*Aim of the exercise:* Pull out every line below holding the word "page".

*Task material:*
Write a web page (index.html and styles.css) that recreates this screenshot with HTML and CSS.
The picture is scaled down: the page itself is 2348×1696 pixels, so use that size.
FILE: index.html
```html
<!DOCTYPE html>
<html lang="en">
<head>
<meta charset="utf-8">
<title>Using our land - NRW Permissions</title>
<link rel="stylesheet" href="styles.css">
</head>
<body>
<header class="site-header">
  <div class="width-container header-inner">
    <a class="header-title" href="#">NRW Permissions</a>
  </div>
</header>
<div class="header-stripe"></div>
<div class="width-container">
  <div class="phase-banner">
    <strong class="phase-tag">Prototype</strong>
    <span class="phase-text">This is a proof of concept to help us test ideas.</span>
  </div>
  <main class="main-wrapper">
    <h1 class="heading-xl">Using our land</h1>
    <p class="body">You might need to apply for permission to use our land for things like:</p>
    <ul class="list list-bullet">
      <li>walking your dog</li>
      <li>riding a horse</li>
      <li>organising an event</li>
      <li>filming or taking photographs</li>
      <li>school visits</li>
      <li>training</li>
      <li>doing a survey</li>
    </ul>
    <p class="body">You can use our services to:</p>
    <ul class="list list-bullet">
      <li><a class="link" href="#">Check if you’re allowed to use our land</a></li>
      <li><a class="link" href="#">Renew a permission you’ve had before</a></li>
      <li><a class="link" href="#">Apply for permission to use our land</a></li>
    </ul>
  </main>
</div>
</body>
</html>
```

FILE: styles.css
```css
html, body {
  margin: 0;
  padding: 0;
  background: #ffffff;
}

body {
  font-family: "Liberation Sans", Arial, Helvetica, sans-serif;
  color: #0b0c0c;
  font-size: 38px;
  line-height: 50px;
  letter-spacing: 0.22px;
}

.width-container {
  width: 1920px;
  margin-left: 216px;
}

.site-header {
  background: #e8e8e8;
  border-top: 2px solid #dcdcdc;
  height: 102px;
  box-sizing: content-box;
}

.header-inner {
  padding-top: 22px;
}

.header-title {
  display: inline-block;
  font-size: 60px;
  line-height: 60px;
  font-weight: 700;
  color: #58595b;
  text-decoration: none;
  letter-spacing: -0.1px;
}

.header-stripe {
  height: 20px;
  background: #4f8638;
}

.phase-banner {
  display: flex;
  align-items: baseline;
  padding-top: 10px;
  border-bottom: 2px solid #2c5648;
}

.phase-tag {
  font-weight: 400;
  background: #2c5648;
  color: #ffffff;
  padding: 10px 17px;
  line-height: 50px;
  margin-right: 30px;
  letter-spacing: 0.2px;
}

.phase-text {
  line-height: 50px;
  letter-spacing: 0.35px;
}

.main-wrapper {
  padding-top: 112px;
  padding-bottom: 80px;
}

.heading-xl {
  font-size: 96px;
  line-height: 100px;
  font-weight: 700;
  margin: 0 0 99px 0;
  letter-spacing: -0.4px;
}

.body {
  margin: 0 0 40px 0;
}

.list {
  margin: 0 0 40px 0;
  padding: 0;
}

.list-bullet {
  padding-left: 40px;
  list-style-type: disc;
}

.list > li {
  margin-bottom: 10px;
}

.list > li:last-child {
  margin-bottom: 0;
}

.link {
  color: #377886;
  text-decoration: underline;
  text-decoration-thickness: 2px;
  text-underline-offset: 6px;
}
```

---

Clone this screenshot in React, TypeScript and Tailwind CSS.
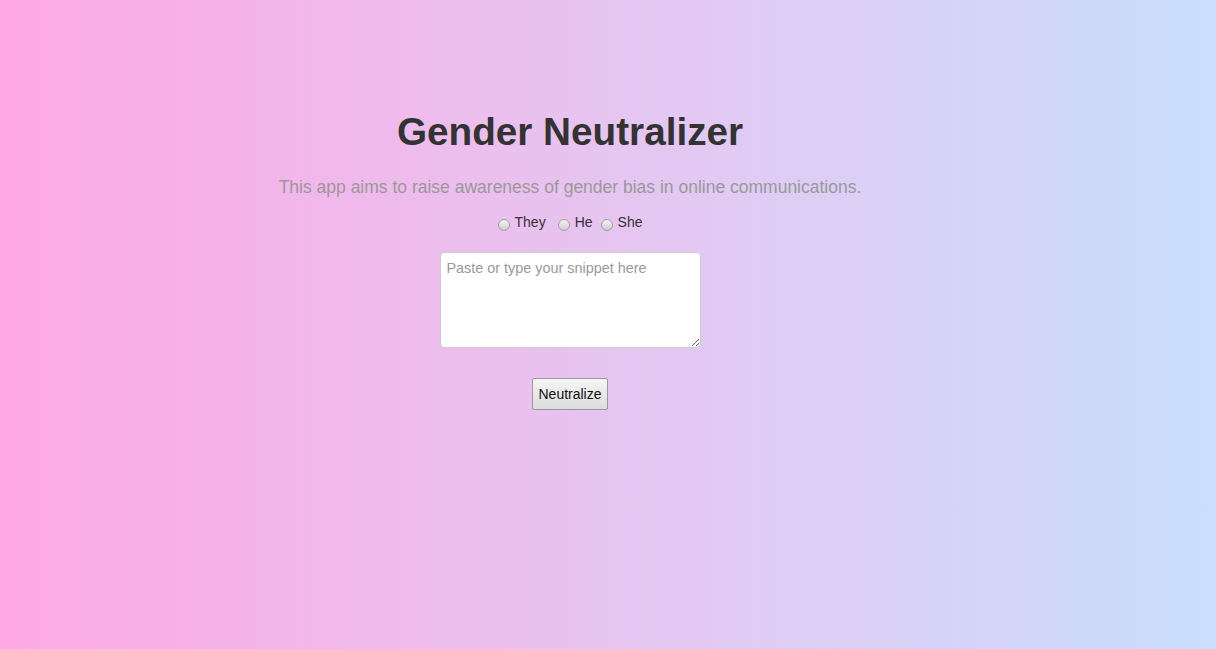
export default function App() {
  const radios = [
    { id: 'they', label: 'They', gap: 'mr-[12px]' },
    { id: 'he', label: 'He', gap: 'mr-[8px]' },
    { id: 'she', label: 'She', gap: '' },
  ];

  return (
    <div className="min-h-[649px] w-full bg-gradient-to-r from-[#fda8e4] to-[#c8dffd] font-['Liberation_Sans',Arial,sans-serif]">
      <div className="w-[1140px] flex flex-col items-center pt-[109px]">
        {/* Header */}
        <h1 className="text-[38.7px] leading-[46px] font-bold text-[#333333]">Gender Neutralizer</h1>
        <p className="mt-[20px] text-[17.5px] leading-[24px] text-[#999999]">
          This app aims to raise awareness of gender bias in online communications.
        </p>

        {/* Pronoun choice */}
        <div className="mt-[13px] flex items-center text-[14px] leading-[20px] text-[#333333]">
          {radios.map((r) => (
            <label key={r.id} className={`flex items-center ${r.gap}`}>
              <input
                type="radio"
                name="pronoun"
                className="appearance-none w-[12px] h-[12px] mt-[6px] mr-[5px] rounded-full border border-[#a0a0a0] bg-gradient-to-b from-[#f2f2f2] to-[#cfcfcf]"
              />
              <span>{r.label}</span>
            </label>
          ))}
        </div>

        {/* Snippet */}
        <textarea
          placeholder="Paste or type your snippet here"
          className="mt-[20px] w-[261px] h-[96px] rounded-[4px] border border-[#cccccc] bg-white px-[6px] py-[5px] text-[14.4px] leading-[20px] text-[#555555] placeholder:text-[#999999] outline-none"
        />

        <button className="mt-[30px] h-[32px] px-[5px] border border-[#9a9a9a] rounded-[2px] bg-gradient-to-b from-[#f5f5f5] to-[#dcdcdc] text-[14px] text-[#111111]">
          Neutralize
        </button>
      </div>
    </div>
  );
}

---

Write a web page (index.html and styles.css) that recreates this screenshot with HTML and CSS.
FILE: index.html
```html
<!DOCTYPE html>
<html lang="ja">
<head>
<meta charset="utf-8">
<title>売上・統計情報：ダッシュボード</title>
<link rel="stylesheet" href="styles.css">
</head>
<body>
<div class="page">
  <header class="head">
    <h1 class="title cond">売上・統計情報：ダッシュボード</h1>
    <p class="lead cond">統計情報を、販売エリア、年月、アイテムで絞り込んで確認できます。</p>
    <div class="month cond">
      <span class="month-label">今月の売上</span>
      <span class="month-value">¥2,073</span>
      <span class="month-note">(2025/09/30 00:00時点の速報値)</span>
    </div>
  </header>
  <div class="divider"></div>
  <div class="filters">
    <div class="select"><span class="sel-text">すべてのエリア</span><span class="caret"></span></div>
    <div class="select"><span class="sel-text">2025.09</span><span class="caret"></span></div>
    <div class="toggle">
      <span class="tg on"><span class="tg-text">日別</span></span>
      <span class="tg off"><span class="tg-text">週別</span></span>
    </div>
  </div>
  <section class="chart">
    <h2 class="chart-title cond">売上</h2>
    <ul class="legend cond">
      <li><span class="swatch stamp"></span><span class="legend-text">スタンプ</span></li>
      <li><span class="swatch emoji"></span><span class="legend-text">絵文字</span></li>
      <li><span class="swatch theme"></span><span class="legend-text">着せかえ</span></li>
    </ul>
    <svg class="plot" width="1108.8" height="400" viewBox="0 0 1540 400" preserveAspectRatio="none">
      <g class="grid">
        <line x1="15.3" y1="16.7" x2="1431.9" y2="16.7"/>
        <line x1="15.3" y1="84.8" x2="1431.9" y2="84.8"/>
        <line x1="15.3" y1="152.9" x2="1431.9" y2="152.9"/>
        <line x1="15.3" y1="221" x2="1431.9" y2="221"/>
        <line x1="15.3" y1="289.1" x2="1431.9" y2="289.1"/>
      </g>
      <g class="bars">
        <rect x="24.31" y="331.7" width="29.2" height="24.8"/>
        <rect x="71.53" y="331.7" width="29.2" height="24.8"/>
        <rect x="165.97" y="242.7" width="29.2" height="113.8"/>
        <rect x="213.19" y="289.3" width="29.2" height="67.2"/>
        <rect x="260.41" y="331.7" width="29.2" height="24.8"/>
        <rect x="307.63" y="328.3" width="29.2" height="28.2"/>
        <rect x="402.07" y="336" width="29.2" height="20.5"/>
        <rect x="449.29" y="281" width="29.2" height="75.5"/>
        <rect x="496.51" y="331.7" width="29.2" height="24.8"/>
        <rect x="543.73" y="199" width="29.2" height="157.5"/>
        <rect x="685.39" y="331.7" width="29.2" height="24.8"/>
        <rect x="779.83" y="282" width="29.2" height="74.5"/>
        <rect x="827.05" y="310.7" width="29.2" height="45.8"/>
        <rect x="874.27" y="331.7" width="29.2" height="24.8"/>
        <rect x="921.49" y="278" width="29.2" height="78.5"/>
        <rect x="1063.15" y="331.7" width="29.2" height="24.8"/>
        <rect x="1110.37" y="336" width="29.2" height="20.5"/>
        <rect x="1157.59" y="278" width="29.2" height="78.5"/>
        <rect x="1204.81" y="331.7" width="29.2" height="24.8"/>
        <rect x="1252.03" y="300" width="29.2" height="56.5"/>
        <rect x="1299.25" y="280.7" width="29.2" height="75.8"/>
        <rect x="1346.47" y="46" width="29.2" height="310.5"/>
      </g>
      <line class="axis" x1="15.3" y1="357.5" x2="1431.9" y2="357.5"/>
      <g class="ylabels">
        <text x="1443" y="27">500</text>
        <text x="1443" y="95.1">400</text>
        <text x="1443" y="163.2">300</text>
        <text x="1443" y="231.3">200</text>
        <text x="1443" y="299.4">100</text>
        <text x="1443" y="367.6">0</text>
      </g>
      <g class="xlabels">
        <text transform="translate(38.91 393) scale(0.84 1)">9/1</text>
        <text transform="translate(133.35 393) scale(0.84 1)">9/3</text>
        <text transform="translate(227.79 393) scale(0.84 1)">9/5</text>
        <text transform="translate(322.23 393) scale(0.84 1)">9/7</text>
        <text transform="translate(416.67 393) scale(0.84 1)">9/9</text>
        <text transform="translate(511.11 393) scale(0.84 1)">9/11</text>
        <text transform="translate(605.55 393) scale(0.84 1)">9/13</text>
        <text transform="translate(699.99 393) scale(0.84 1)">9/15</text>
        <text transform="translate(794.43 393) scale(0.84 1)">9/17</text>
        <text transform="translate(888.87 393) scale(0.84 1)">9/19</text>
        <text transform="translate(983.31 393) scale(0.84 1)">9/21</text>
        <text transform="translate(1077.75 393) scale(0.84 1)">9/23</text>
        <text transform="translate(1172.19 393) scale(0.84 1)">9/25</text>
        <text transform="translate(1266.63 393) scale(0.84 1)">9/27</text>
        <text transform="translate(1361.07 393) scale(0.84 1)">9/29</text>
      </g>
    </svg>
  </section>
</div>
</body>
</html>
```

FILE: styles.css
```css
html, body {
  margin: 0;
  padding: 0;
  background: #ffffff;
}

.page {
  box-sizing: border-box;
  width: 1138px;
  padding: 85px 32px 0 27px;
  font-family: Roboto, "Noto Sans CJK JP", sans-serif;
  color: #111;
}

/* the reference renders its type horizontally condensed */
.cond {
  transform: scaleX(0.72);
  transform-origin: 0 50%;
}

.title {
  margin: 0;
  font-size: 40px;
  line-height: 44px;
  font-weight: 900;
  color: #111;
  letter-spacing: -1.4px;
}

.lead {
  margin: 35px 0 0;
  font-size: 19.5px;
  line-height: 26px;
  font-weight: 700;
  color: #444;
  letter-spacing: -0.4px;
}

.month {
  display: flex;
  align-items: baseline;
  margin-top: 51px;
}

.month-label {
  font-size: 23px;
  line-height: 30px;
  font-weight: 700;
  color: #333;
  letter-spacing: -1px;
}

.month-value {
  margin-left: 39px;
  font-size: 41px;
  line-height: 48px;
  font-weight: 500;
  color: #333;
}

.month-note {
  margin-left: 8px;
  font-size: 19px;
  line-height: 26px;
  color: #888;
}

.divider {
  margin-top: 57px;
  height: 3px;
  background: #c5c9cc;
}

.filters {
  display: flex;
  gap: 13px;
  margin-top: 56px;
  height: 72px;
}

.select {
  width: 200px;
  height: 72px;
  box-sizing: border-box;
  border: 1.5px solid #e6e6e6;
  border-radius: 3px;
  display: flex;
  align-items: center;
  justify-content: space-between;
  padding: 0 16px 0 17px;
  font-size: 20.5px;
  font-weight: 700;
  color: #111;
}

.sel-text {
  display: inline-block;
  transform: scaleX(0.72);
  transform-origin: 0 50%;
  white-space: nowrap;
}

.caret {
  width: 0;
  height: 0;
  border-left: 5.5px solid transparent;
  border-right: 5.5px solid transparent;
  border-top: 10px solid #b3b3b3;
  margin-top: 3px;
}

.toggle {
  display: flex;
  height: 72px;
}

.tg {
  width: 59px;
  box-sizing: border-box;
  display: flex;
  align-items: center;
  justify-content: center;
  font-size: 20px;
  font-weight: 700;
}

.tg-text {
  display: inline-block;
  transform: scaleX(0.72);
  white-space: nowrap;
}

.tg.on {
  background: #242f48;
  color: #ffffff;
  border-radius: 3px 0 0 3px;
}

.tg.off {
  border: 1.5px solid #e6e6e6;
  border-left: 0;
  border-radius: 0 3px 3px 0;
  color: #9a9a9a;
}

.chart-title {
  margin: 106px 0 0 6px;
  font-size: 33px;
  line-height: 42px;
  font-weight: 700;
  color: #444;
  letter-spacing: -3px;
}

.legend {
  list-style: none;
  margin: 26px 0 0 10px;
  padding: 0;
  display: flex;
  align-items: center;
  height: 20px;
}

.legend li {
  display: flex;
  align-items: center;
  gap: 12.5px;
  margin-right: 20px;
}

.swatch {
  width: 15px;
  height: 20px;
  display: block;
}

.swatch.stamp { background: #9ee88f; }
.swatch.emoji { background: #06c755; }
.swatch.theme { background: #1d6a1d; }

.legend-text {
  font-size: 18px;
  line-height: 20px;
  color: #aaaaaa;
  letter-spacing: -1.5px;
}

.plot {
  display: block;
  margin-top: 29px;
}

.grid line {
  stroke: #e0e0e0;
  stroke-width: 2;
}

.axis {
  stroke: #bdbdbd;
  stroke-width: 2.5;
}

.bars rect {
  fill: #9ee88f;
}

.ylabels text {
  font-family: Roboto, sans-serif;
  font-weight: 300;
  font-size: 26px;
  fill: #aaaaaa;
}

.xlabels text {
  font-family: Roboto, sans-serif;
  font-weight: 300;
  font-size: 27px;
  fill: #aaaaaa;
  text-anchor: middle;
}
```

*Task answer:*
Write a web page (index.html and styles.css) that recreates this screenshot with HTML and CSS.
The picture is scaled down: the page itself is 2348×1696 pixels, so use that size.
Write a web page (index.html and styles.css) that recreates this screenshot with HTML and CSS.
<div class="page">
.page {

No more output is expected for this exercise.